Claire Spencer (Michelle Pfeiffer, 43) ist eine Frau in der Mitte ihres Lebens, die auf den ersten Blick alles erreicht hat, was sich viele Frauen wünschen: einen erfolgreichen Mann, eine hübsche Tochter, ein neues großes Haus am Waldesrand und jede Menge Zeit, um sich ihren Hobbys zu widmen. Und sie besitzt immer noch einen Abglanz von der Schönheit ihrer Jugendjahre. Doch hinter der Fassade beginnt es zu bröckeln. Erst ahnt Claire nicht, was mit ihr los ist – diese Leere, diese Unruhe, dieses Mißtrauen, diese Einsamkeit. Ist es nur die Tochter, die erst kürzlich das Haus verlassen hat, um in der Ferne zu studieren? Ist es nur dieses erneute Auf-sich-selbst-zurückgeworfen-Sein, das wohl zur neuen Lebensphase zwischen Mutter und Großmutter gehört? Langsam nur gelangt Claire zu der Erkenntnis, daß ihr bisheriges Leben von Lügen überschattet ist, die es auf dem Weg zur Wahrheit zu entdecken, "aufzuarbeiten" gilt.

"Schatten der Wahrheit" fügt diesem Prozeß der Selbsterkenntis ein phantastisches Element bei. Ein Geistwesen scheint Kontakt zu Claire aufzunehmen. Die Frau ereilen seltsame Visionen. Sie vernimmt mysteriöse Stimmen, die ihr verraten, daß sie schon weiß, wonach sie fragt: Daß sie weiß, daß die Jahre verflogen sind, daß Jüngere in Konkurrenz zu ihr getreten sind, daß die Ehepartner schon lange nicht mehr wirklich miteinander reden, geschweige denn ehrlich zueinander sind, daß der Mensch auf der anderen Bettseite ein ganz anderer ist, als man all die Jahre annahm? Die Erkenntnis führt nicht direkt zum Licht, sondern zuerst durch die Düsternis. Der Himmel verdunkelt sich im Lauf der Jahreszeiten, die weißen Kleider der Suchenden weichen Grau- und Schwarztönen, die anfangs behaglichen Farben der Räume wirken zunehmend bedrohlich. Und blickt Claire in die vielen Spiegel ihres Hauses, sieht sie nicht nur die älter gewordene Mutter, sondern das Abbild wird zunehmend auch zu einer Pforte der Wahrheit.

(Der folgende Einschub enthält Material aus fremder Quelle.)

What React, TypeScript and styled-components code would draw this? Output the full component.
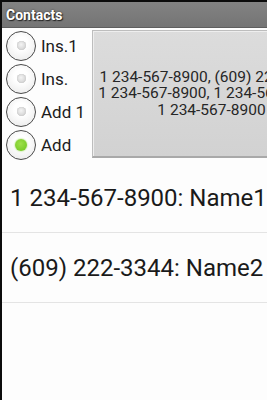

Der arbeitswütige Ehemann Normann (Harrison Ford, 58) betrachtet die Bemühungen seiner Frau anfangs als amüsanten Spleen und mit Unverständnis, muß aber durch die starrköpfige Beharrlichkeit seiner Gattin schließlich einsehen, daß es ihr Ernst ist, und daß dieser Ernst auch an seiner eigenen Substanz zu bohren beginnt.

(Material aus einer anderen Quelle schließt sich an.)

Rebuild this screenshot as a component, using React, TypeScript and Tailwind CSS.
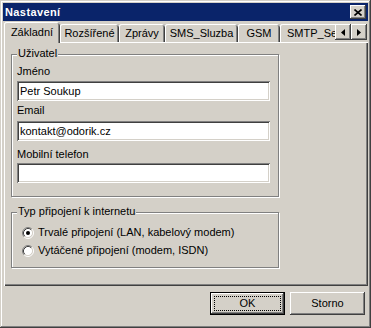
import React from "react";

const raised =
  "shadow-[inset_-1px_-1px_#404040,inset_1px_1px_#fff,inset_-2px_-2px_#808080,inset_2px_2px_#d4d0c8]";
const sunken =
  "shadow-[inset_1px_1px_#808080,inset_-1px_-1px_#fff,inset_2px_2px_#404040,inset_-2px_-2px_#d4d0c8]";

const tabs = [
  { label: "Rozšířené", w: "w-[59px]" },
  { label: "Zprávy", w: "w-[46px]" },
  { label: "SMS_Sluzba", w: "w-[73px]" },
  { label: "GSM", w: "w-[42px]" },
];

function Radio({ checked, label }: { checked?: boolean; label: string }) {
  return (
    <div className="flex items-center gap-[4px] h-[13px]">
      <svg width="12" height="12" viewBox="0 0 12 12" className="shrink-0">
        <circle cx="6" cy="6" r="4.5" fill="#fff" />
        <path d="M2.11 9.89 A5.5 5.5 0 0 1 9.89 2.11" fill="none" stroke="#808080" />
        <path d="M9.89 2.11 A5.5 5.5 0 0 1 2.11 9.89" fill="none" stroke="#fff" />
        <path d="M2.82 9.18 A4.5 4.5 0 0 1 9.18 2.82" fill="none" stroke="#404040" />
        <path d="M9.18 2.82 A4.5 4.5 0 0 1 2.82 9.18" fill="none" stroke="#d4d0c8" />
        {checked && <circle cx="6" cy="6" r="2" fill="#000" />}
      </svg>
      <span className="leading-[13px] whitespace-nowrap">{label}</span>
    </div>
  );
}

function Field({ label, value, labelMt, inputMt }: { label: string; value: string; labelMt: string; inputMt: string }) {
  return (
    <>
      <div className={`leading-[13px] ${labelMt}`}>{label}</div>
      <div className={`h-[20px] w-[253px] bg-white ${sunken} ${inputMt} flex items-center pl-[3px] leading-[13px] whitespace-nowrap`}>
        {value}
      </div>
    </>
  );
}

export default function App() {
  return (
    <div className="w-[371px] h-[328px] bg-[#d4d0c8] p-[3px] flex flex-col text-[11px] text-black font-['Liberation_Sans',Arial,sans-serif] shadow-[inset_-1px_-1px_#404040,inset_1px_1px_#d4d0c8,inset_-2px_-2px_#808080,inset_2px_2px_#fff]">
      {/* Title bar */}
      <div className="h-[18px] bg-[#0a246a] flex items-center justify-between pl-[2px] pr-[2px]">
        <span className="text-white font-bold leading-[13px] tracking-[0.4px]">Nastavení</span>
        <div className={`w-[16px] h-[14px] bg-[#d4d0c8] ${raised} flex items-center justify-center`}>
          <svg width="8" height="7" viewBox="0 0 8 7">
            <path d="M0.5 0.5 L7.5 6.5 M7.5 0.5 L0.5 6.5" stroke="#000" strokeWidth="1.6" />
          </svg>
        </div>
      </div>

      {/* Tab control */}
      <div className="mt-[1px] ml-[1px] w-[364px] flex flex-col">
        <div className="h-[20px] flex items-end">
          <div className="relative z-10 w-[56px] h-[21px] -mb-[1px] bg-[#d4d0c8] rounded-t-[3px] shadow-[inset_1px_0_#fff,inset_0_1px_#fff,inset_-1px_0_#404040,inset_-2px_0_#808080] flex items-center justify-center pb-[1px] whitespace-nowrap">
            Základní
          </div>
          {tabs.map((t) => (
            <div
              key={t.label}
              className={`${t.w} h-[18px] rounded-t-[3px] shadow-[inset_1px_0_#fff,inset_0_1px_#fff,inset_-1px_0_#404040,inset_-2px_0_#808080] flex items-center justify-center whitespace-nowrap`}
            >
              {t.label}
            </div>
          ))}
          <div className="w-[55px] h-[18px] rounded-tl-[3px] shadow-[inset_1px_0_#fff,inset_0_1px_#fff] overflow-hidden flex items-center pl-[7px] whitespace-nowrap">
            SMTP_Server
          </div>
          <div className="self-start mt-[2px] flex">
            <div className={`w-[16px] h-[16px] ${raised} flex items-center justify-center`}>
              <svg width="4" height="7" viewBox="0 0 4 7">
                <path d="M4 0 L0 3.5 L4 7 Z" fill="#000" />
              </svg>
            </div>
            <div className={`w-[16px] h-[16px] ${raised} flex items-center justify-center`}>
              <svg width="4" height="7" viewBox="0 0 4 7">
                <path d="M0 0 L4 3.5 L0 7 Z" fill="#000" />
              </svg>
            </div>
          </div>
        </div>

        <div className="h-[244px] shadow-[inset_1px_1px_#fff,inset_-1px_-1px_#404040,inset_-2px_-2px_#808080] pt-[12px] pl-[7px] flex flex-col">
          {/* Uživatel */}
          <div className="relative w-[268px] h-[143px] border border-[#808080] shadow-[inset_1px_1px_#fff,1px_1px_#fff] pt-[10px] pl-[5px] flex flex-col">
            <span className="absolute -top-[8px] left-[5px] px-[1px] bg-[#d4d0c8] leading-[13px]">Uživatel</span>
            <Field label="Jméno" value="Petr Soukup" labelMt="mt-0" inputMt="mt-[3px]" />
            <Field label="Email" value="kontakt@odorik.cz" labelMt="mt-[3px]" inputMt="mt-[4px]" />
            <Field label="Mobilní telefon" value="" labelMt="mt-[7px]" inputMt="mt-[2px]" />
          </div>

          {/* Typ připojení */}
          <div className="relative mt-[15px] w-[268px] h-[56px] border border-[#808080] shadow-[inset_1px_1px_#fff,1px_1px_#fff] pt-[13px] pl-[10px] flex flex-col gap-[5px]">
            <span className="absolute -top-[8px] left-[5px] px-[1px] bg-[#d4d0c8] leading-[13px]">Typ připojení k internetu</span>
            <Radio checked label="Trvalé připojení (LAN, kabelový modem)" />
            <Radio label="Vytáčené připojení (modem, ISDN)" />
          </div>
        </div>
      </div>

      {/* Buttons */}
      <div className="mt-[6px] flex justify-end gap-[5px] pr-[3px]">
        <div className="relative w-[75px] h-[23px] border border-black shadow-[inset_-1px_-1px_#404040,inset_1px_1px_#fff,inset_-2px_-2px_#808080] flex items-center justify-center">
          <span className="absolute inset-[3px] border border-dotted border-black" />
          OK
        </div>
        <div className={`w-[75px] h-[23px] ${raised} flex items-center justify-center`}>Storno</div>
      </div>
    </div>
  );
}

Eine Mischung aus Gruselplot und Behandlung der Thematik "Frauenselbstfindung" also, die Stoff zu ungeahnten Möglichkeiten böte. Und so verharrt der Zuschauer gespannt, um letztlich leider zu der Erkenntnis zu gelangen, daß Erfolgsregisseur Robert Zemeckis ("Forrest Gump", "Zurück in die Zukunft", "Der Tod steht ihr gut") diese gebotenen Chancen nicht ausreichend genutzt hat. Wahrscheinlich war Zemeckis von der Fülle des intellektuellen Potentials der angeschnittenen Thematik schlichtweg überfordert, um ein Meisterwerk schaffen zu können. Heraus kam deshalb ein ausgesprochen professionell und spannend inszenierter Plot, der die Zuschauermassen (in den USA spielte der Film bislang rund 150 Millionen Dollar ein) sicherlich ansprechen wird, aber eine nur unbefriedigende geistige Auseinandersetzung mit dem Hintergrund des Geschehens.